- Interactive map of Afuze
- Afuze Location in Nigeria
- Coordinates (Town Hall): 6°57′04″N 6°07′34″E﻿ / ﻿6.9510°N 6.1261°E
- Country: Nigeria
- State: Edo State
- LGA: Owan East

Government
- • Type: Local Government
- Time zone: UTC+1 (WAT)
- Postal code: 313001
- Climate: Aw

= Afuze =

Town in Edo State, Nigeria

Afuze is a town located in the Owan East Local Government Area of Edo State, Nigeria and serves as the administrative headquarters of the Owan East Local Government Area.

== History ==
The town's name is Afen- su -Uze (meaning the clan of Uze, a type of water cane). Its origins can be traced to be established by Imoigan, one of the descendants of Imah and Uzuanbi.
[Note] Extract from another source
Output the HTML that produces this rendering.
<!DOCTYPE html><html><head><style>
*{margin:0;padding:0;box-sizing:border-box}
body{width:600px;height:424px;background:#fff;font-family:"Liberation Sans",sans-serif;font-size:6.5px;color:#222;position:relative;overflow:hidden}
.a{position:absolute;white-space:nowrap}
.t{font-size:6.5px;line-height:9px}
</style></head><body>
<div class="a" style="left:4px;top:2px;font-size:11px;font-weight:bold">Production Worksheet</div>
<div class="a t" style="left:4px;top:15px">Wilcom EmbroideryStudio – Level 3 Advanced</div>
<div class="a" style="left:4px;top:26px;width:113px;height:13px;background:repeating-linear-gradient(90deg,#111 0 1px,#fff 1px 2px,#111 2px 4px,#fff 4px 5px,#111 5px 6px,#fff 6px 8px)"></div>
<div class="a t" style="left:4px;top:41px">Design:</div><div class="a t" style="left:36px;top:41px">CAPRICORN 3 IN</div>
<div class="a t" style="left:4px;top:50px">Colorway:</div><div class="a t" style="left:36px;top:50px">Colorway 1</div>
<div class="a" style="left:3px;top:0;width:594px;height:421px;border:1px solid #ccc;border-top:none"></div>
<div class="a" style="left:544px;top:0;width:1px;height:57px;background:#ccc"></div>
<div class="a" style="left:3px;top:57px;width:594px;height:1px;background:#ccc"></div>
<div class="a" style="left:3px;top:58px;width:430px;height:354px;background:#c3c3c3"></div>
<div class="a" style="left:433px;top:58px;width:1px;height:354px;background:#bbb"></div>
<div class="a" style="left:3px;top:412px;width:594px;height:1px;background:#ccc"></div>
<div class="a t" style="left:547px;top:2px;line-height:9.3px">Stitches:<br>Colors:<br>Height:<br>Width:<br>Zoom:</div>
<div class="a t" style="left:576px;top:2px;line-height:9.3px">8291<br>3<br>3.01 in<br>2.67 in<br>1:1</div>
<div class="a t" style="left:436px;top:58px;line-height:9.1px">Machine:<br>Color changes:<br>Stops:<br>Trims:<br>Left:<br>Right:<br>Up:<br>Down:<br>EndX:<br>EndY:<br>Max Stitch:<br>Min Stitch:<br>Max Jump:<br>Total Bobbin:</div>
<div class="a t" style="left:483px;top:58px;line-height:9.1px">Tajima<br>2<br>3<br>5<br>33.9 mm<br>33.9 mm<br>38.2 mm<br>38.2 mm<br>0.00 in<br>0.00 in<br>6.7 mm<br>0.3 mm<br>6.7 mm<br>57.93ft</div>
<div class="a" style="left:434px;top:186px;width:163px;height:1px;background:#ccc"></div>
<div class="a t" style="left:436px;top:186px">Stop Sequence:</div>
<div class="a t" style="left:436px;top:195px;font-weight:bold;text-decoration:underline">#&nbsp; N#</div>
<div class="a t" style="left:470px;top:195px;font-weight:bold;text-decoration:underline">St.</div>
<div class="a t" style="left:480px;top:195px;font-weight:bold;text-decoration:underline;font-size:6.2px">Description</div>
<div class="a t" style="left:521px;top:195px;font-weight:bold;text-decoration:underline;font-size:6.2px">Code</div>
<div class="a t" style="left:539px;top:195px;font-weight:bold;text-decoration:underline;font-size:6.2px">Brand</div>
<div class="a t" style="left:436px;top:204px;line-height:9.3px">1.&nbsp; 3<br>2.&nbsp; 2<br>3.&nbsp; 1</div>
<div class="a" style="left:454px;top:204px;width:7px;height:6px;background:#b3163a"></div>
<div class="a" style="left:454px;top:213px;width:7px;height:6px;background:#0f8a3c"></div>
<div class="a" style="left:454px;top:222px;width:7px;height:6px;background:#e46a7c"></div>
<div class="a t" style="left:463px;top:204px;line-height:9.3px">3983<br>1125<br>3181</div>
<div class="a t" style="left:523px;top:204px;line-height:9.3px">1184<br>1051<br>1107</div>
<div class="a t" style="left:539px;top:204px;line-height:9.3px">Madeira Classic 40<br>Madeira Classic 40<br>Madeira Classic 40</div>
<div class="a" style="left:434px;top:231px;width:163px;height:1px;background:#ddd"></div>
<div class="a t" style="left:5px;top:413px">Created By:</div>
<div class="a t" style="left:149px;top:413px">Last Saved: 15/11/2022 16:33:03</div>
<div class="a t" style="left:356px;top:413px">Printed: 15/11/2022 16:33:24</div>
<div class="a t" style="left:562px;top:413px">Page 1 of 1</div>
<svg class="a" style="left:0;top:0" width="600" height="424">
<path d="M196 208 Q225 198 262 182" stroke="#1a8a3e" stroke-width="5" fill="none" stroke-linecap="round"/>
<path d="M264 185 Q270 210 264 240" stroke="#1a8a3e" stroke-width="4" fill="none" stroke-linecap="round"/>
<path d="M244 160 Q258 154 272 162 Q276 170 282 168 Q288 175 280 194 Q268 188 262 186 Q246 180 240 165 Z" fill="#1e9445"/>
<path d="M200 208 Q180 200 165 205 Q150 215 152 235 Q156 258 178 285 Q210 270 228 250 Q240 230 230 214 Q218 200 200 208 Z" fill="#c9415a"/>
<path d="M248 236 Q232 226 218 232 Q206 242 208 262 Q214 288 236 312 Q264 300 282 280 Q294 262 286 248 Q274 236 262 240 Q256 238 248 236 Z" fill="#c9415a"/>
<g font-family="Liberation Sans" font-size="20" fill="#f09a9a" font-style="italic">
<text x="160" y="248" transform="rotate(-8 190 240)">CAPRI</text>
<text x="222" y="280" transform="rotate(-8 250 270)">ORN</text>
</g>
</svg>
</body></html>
Initially it was a farm camp later, its establishment served as a key trading center along the historic trans-regional trade routes of West Africa. These routes facilitated the exchange of goods such as ivory, spices, and textiles, creating an economy that contributed to Afuze's growth.

== Geography ==
Afuze is positioned in the northern part of Edo State. The town's landscape is characterized by a combination of undulating terrain and regional vegetation.